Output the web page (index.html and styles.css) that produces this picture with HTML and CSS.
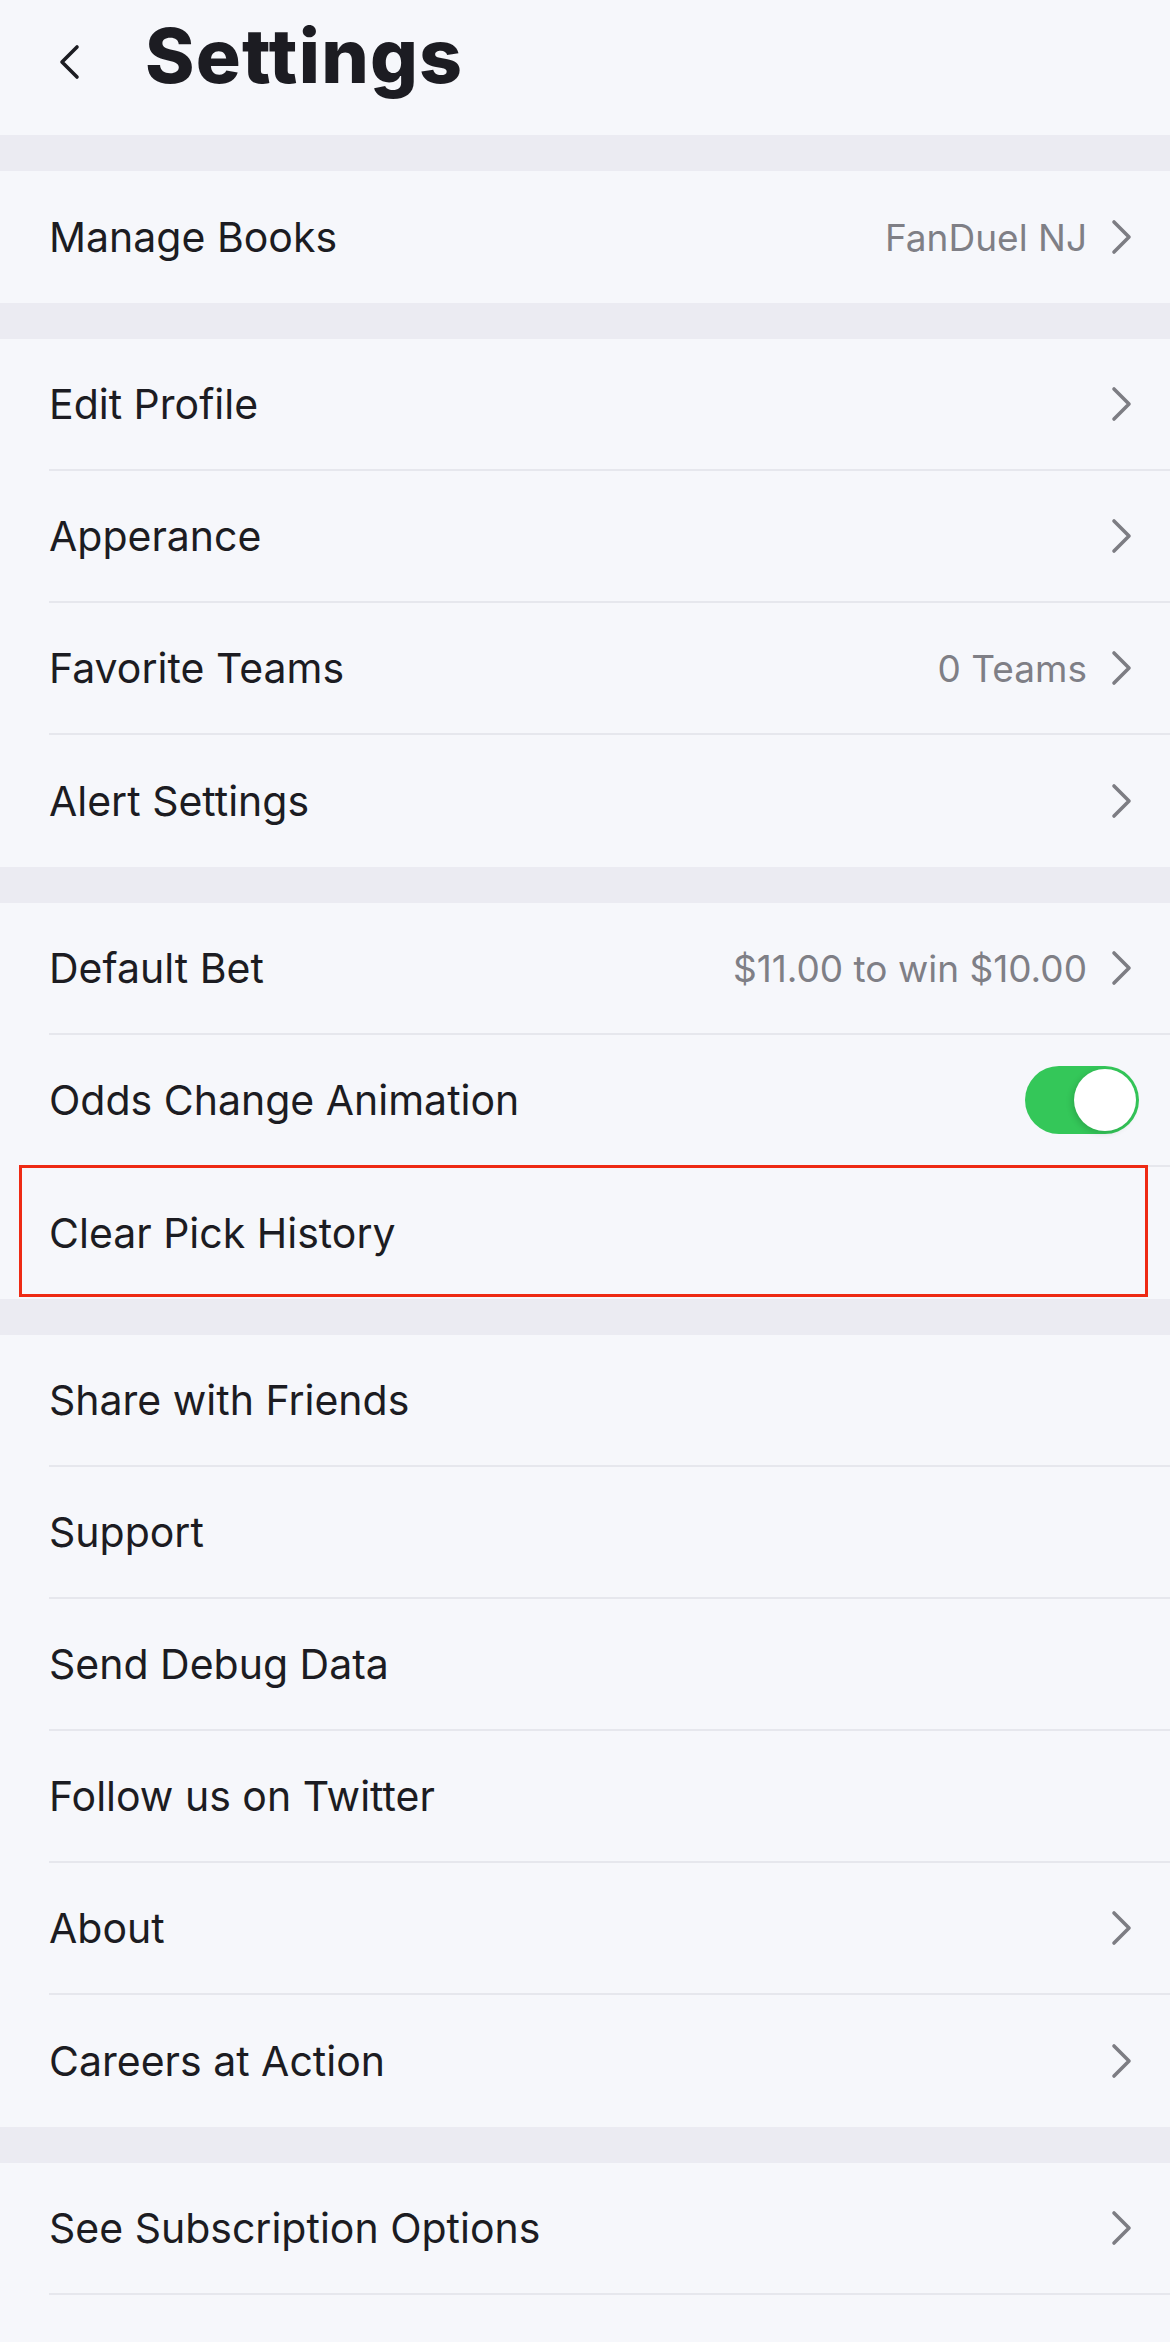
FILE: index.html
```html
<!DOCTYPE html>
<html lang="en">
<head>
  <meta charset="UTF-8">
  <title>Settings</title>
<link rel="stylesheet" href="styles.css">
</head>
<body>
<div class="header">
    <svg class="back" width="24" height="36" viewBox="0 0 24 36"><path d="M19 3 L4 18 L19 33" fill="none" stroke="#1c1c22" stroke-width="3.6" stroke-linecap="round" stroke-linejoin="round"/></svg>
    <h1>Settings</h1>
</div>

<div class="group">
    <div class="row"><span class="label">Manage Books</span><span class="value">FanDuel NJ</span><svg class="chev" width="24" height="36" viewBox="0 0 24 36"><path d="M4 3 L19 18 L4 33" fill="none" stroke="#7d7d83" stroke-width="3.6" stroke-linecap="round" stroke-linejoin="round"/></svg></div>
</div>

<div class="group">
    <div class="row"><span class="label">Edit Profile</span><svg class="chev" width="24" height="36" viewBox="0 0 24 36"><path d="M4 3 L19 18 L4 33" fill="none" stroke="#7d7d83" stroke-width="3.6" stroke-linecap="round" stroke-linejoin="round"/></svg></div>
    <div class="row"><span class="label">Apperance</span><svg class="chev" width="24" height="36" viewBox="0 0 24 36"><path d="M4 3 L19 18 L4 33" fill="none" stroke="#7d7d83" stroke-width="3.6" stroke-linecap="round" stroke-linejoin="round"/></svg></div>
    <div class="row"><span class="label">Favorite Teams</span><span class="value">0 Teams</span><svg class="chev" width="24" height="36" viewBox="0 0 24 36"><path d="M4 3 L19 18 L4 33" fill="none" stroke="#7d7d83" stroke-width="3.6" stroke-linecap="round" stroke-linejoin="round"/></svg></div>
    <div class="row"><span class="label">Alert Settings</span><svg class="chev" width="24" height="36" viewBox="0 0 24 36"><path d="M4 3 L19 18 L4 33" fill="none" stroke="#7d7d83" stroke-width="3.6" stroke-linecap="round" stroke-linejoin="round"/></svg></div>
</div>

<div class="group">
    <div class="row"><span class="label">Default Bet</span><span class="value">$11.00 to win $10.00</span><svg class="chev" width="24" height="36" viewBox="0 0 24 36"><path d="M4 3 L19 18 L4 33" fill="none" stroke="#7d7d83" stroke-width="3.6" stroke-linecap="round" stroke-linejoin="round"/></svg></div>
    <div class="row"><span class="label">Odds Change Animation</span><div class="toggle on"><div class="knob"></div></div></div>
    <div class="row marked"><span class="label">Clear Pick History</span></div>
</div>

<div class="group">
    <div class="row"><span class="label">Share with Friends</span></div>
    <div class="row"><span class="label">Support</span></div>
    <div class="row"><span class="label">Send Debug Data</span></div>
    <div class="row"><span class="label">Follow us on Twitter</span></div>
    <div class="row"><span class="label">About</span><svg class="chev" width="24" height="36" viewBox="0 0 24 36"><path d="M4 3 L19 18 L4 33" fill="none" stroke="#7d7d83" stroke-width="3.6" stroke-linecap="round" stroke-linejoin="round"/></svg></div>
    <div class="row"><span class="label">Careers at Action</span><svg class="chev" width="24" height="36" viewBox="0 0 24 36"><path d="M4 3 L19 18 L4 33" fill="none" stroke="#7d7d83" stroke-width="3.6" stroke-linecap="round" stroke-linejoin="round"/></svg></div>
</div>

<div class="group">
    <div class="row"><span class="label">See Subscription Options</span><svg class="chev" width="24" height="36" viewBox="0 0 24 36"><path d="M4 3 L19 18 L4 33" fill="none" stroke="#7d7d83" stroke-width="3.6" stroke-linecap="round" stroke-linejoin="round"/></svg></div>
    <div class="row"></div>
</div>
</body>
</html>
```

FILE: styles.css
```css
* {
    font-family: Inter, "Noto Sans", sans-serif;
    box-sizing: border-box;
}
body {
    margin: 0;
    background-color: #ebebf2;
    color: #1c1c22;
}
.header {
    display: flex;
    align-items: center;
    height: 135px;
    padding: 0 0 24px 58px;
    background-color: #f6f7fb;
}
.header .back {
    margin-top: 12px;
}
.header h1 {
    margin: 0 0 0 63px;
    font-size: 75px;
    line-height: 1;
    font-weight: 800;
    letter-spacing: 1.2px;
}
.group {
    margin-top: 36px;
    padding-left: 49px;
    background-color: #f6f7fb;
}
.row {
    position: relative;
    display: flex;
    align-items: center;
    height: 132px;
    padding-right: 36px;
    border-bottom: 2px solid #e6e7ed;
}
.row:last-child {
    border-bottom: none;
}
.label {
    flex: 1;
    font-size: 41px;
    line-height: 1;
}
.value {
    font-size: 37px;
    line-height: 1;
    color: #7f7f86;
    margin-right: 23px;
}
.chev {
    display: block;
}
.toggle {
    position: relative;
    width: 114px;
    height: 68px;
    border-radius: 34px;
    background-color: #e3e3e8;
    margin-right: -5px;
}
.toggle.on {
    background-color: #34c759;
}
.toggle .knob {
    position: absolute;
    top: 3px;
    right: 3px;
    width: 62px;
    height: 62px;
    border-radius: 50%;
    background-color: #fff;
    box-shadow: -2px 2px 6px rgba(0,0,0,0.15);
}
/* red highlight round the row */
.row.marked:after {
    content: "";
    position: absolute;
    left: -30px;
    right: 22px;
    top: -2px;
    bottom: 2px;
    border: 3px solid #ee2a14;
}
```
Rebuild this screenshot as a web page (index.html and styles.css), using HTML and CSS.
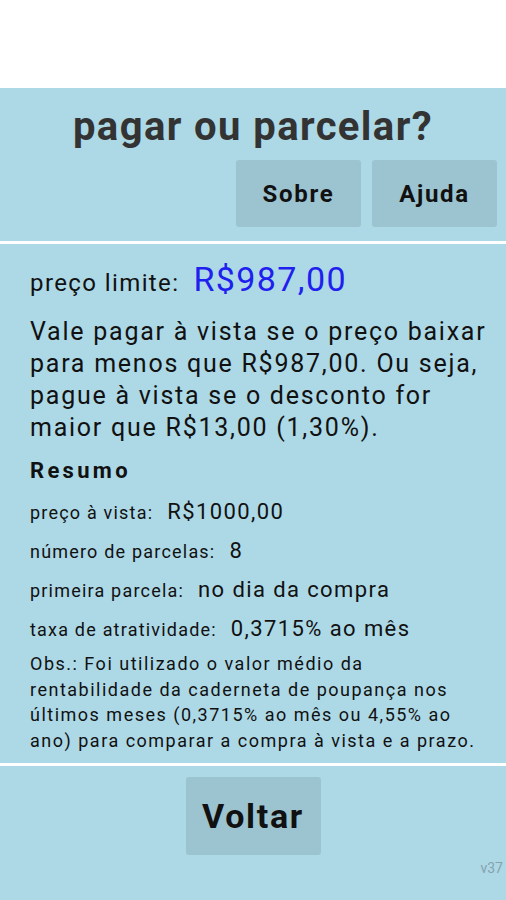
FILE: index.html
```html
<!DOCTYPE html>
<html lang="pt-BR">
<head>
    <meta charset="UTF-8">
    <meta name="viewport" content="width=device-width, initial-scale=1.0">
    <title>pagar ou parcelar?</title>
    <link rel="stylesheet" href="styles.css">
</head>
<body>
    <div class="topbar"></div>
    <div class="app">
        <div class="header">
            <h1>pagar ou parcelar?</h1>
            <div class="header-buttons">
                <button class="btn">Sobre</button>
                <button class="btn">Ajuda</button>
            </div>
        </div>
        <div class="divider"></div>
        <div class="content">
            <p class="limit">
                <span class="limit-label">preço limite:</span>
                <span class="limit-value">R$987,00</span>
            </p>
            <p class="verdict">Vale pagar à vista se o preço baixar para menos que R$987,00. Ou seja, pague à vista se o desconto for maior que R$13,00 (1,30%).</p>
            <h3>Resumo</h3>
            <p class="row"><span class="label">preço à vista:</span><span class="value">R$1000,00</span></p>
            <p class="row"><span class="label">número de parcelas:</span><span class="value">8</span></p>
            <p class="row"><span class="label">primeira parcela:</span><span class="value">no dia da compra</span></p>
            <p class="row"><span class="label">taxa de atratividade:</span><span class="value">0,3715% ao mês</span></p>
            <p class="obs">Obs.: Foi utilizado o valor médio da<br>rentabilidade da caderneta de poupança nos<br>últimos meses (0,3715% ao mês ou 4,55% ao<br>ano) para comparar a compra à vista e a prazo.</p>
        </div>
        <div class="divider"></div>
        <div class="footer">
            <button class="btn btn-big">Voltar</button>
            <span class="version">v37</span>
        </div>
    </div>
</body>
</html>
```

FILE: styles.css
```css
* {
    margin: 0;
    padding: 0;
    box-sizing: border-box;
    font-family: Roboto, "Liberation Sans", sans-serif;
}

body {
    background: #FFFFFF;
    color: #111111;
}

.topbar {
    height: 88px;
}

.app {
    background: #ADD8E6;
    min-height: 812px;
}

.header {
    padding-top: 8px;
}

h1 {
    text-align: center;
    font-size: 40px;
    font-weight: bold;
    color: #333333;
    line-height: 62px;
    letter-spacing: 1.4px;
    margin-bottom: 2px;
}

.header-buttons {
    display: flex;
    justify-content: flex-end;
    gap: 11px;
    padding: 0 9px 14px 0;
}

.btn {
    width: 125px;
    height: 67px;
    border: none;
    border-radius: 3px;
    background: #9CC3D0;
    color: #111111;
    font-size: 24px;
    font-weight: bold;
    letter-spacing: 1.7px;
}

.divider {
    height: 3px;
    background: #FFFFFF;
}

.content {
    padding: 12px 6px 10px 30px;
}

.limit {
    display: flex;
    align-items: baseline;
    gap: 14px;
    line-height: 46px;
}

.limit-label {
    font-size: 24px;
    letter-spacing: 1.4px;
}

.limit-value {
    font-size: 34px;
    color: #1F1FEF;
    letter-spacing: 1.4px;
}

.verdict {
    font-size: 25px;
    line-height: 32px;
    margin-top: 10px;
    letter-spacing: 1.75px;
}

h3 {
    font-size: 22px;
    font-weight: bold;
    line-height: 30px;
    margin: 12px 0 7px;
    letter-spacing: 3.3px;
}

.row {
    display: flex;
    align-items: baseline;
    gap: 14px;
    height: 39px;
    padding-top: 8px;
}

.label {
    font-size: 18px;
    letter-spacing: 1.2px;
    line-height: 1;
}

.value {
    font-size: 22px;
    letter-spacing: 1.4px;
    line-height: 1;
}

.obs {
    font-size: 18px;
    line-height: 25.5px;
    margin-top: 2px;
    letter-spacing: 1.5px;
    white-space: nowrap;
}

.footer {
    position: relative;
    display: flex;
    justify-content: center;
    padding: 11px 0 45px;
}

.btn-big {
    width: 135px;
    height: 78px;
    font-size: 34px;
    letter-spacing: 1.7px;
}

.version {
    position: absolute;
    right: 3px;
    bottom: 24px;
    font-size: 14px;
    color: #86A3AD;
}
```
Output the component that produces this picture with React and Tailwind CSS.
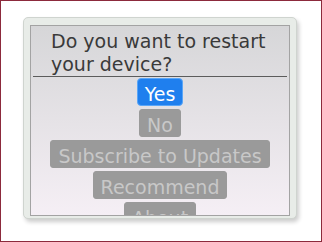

• • • • • • •

== REQUIREMENT ==
Select and copy each line from the data that includes the word "this".

== EXPECTED OUTPUT ==
Output the web page (index.html and styles.css) that produces this picture with HTML and CSS.
Rebuild this screenshot as a web page (index.html and styles.css), using HTML and CSS.
Output the component that produces this picture with React and Tailwind CSS.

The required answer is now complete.